The national carrier was given the Best Airline in Asia Award by the International Council of Pacific Area Travel Writers Association (Patwa).

PETALING JAYA: Malaysia Airlines Bhd’s (MAB) Group CEO Captain Izham Ismail today defended the airline against the negative reports surrounding the national carrier, citing its past and recent achievements and insisting the brand is still relevant.

In an internal circular addressed to all employees, Izham acknowledged that despite a “very challenging 2018”, MAB “managed to score substantial wins across the board”.

This included an increase in its customer satisfaction index and achieving solid operational stability last year.
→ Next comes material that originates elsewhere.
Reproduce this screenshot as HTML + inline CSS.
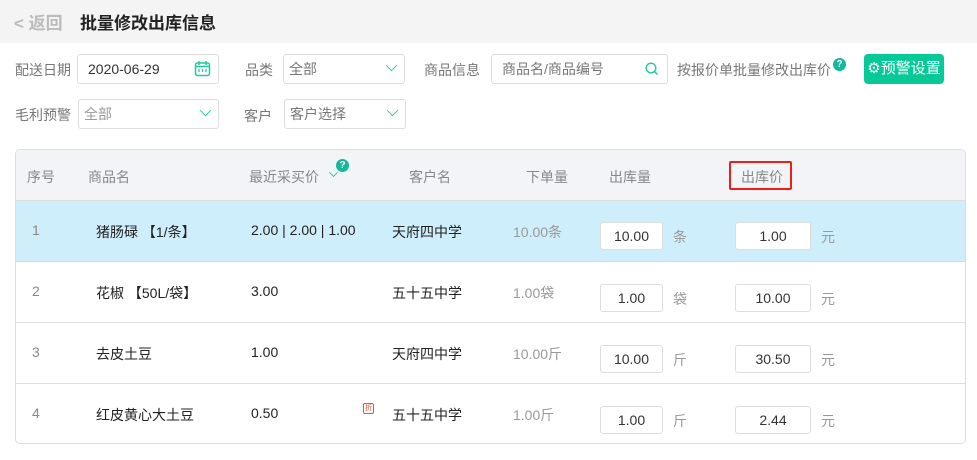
<!DOCTYPE html>
<html><head><meta charset="utf-8"><style>
*{margin:0;padding:0;box-sizing:border-box}
body{width:977px;height:460px;background:#fff;font-family:"Liberation Sans","Noto Sans CJK SC",sans-serif;font-size:14px;color:#333;position:relative;overflow:hidden}
.a{position:absolute;white-space:nowrap}
.hdr{left:0;top:0;width:977px;height:43px;background:#f4f4f4}
.lbl{color:#777;font-size:14px}
.box{position:absolute;border:1px solid #ddd;border-radius:3px;background:#fff;height:30px;line-height:28px;padding-left:10px;font-size:14px}
.chev{position:absolute;right:8px;top:8px;width:9px;height:9px;border-right:1.5px solid #1ccda0;border-bottom:1.5px solid #1ccda0;transform:rotate(45deg) scale(.9);top:6px}
.tbl{left:15px;top:149px;width:951px;height:295px;border:1px solid #ddd;border-radius:5px;overflow:hidden}
.th{left:0;top:0;width:951px;height:51px;background:#f3f4f8;border-bottom:1px solid #ddd}
.row{position:absolute;left:0;width:951px;height:61px;border-bottom:1px solid #ddd}
.c{position:absolute;color:#888;font-size:14px}
.inp{position:absolute;height:28px;border:1px solid #ddd;border-radius:3px;background:#fff;text-align:center;line-height:26px;font-size:14px;color:#333}
.q{display:inline-block;width:13px;height:13px;border-radius:50%;background:#14b89a;color:#fff;font-size:10px;font-weight:bold;line-height:13px;text-align:center}
</style></head><body>
<div class="a hdr"></div>
<div class="a" style="left:14px;top:9px;font-size:17px;color:#bbb;font-weight:bold">&lt; 返回</div>
<div class="a" style="left:80px;top:9px;font-size:17px;color:#222;font-weight:bold">批量修改出库信息</div>

<div class="a lbl" style="left:15px;top:60px">配送日期</div>
<div class="box" style="left:77px;top:54px;width:142px;color:#333">2020-06-29
<svg style="position:absolute;right:7px;top:5px" width="17" height="17" viewBox="0 0 17 17"><rect x="1.5" y="3" width="14" height="12.5" rx="2" fill="none" stroke="#1ccda0" stroke-width="1.5"/><path d="M5 1v4M12 1v4M1.5 6.5h14" stroke="#1ccda0" stroke-width="1.5"/><path d="M5 9v3M8.5 9v3M12 9v3" stroke="#1ccda0" stroke-width="1.3"/></svg></div>
<div class="a lbl" style="left:245px;top:60px">品类</div>
<div class="box" style="left:283px;top:54px;width:122px;color:#777;padding-left:5px">全部<span class="chev"></span></div>
<div class="a lbl" style="left:424px;top:60px">商品信息</div>
<div class="box" style="left:491px;top:54px;width:177px;color:#777">商品名/商品编号
<svg style="position:absolute;right:8px;top:7px" width="14" height="14" viewBox="0 0 14 14"><circle cx="6" cy="6" r="4.8" fill="none" stroke="#1ccda0" stroke-width="1.4"/><path d="M9.5 9.5l3 3" stroke="#1ccda0" stroke-width="1.4"/></svg></div>
<div class="a lbl" style="left:677px;top:60px">按报价单批量修改出库价</div>
<div class="a" style="left:833px;top:54px"><span class="q">?</span></div>
<div class="a" style="left:864px;top:54px;width:80px;height:30px;background:#06c998;border-radius:4px;color:#fff;font-size:15px;line-height:30px;text-align:center">⚙预警设置</div>

<div class="a lbl" style="left:15px;top:105px">毛利预警</div>
<div class="box" style="left:78px;top:99px;width:141px;color:#999;padding-left:5px">全部<span class="chev"></span></div>
<div class="a lbl" style="left:244px;top:106px">客户</div>
<div class="box" style="left:284px;top:99px;width:122px;color:#777;padding-left:5px">客户选择<span class="chev"></span></div>

<div class="a tbl">
<div class="a th">
<div class="c" style="left:11px;top:17px">序号</div>
<div class="c" style="left:72px;top:17px">商品名</div>
<div class="c" style="left:233px;top:17px">最近采买价</div>
<span class="chev" style="left:314px;top:19px;right:auto;width:7px;height:7px;position:absolute"></span>
<div class="a" style="left:320px;top:5px"><span class="q">?</span></div>
<div class="c" style="left:393px;top:17px">客户名</div>
<div class="c" style="left:510px;top:17px">下单量</div>
<div class="c" style="left:593px;top:17px">出库量</div>
<div class="a" style="left:713px;top:11px;width:63px;height:29px;border:2px solid #f01e14;border-radius:2px"></div>
<div class="c" style="left:725px;top:17px">出库价</div>
</div>

<div class="row" style="top:51px;background:#cfeefc">
<div class="c" style="left:16px;top:21px">1</div>
<div class="c" style="left:80px;top:21px;color:#222">猪肠碌 【1/条】</div>
<div class="c" style="left:235px;top:21px;color:#222">2.00 | 2.00 | 1.00</div>
<div class="c" style="left:376px;top:21px;color:#222">天府四中学</div>
<div class="c" style="left:497px;top:21px;color:#999">10.00条</div>
<div class="inp" style="left:584px;top:21px;width:63px">10.00</div>
<div class="c" style="left:657px;top:26px;color:#999">条</div>
<div class="inp" style="left:719px;top:21px;width:76px">1.00</div>
<div class="c" style="left:805px;top:26px;color:#999">元</div>
</div>
<div class="row" style="top:112px">
<div class="c" style="left:16px;top:21px">2</div>
<div class="c" style="left:80px;top:21px;color:#222">花椒 【50L/袋】</div>
<div class="c" style="left:235px;top:21px;color:#222">3.00</div>
<div class="c" style="left:376px;top:21px;color:#222">五十五中学</div>
<div class="c" style="left:497px;top:21px;color:#999">1.00袋</div>
<div class="inp" style="left:584px;top:22px;width:63px">1.00</div>
<div class="c" style="left:657px;top:27px;color:#999">袋</div>
<div class="inp" style="left:719px;top:22px;width:76px">10.00</div>
<div class="c" style="left:805px;top:27px;color:#999">元</div>
</div>
<div class="row" style="top:173px">
<div class="c" style="left:16px;top:21px">3</div>
<div class="c" style="left:80px;top:21px;color:#222">去皮土豆</div>
<div class="c" style="left:235px;top:21px;color:#222">1.00</div>
<div class="c" style="left:376px;top:21px;color:#222">天府四中学</div>
<div class="c" style="left:497px;top:21px;color:#999">10.00斤</div>
<div class="inp" style="left:584px;top:22px;width:63px">10.00</div>
<div class="c" style="left:657px;top:27px;color:#999">斤</div>
<div class="inp" style="left:719px;top:22px;width:76px">30.50</div>
<div class="c" style="left:805px;top:27px;color:#999">元</div>
</div>
<div class="row" style="top:234px;border-bottom:none">
<div class="c" style="left:16px;top:21px">4</div>
<div class="c" style="left:80px;top:21px;color:#222">红皮黄心大土豆</div>
<div class="c" style="left:235px;top:21px;color:#222">0.50</div>
<div class="a" style="left:347px;top:19px;width:11px;height:11px;border:1px solid #e8543a;border-radius:2px;font-size:7px;color:#e8543a;line-height:9px;text-align:center">折</div>
<div class="c" style="left:376px;top:21px;color:#222">五十五中学</div>
<div class="c" style="left:497px;top:21px;color:#999">1.00斤</div>
<div class="inp" style="left:584px;top:22px;width:63px">1.00</div>
<div class="c" style="left:657px;top:27px;color:#999">斤</div>
<div class="inp" style="left:719px;top:22px;width:76px">2.44</div>
<div class="c" style="left:805px;top:27px;color:#999">元</div>
</div>
</div>
</body></html>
Izham also pointed out that a recent audit by the International Air Transport Association (IATA) Operational Safety Audit recorded only four findings this year, compared with 110 in 2017. This, he said, was a “remarkable turnaround” which the airline should be very proud of.

The national carrier, he added, was given the Best Airline in Asia Award by the International Council of Pacific Area Travel Writers Association (Patwa), reputed to be one of the most coveted awards in the travel industry.

“Who are the outsiders to say that we have not done any good for the country?” the circular, which is making its rounds on WhatsApp, read.

FMT has since confirmed the authenticity of the circular.

Recently, the New Straits Times quoted an aviation analyst as saying MAB’s days may be numbered and said the carrier ought to be shut down as there was no economic or financial rationale in maintaining it in its current condition.

Izham went on to remind MAB employees that they have embarked on a plan in September to remodel the business.

He also said that he had briefed Prime Minister and Khazanah chairman Dr Mahathir Mohamad on the situation and that the latter acknowledged the challenges faced by the airline.

Mahathir, he claimed, stated that Malaysia Airlines is an instrument of policy and that the country needs this national airline.

Izham also said that the Malaysia Airlines brand is still very relevant despite what others may say and that the company had data to back its claim.

“Yes, there are people out there who don’t believe that we will pull it off.

“All I can say is, more than ever, this is the time we need to be united and work towards one goal, giving your best to Malaysia Airlines.”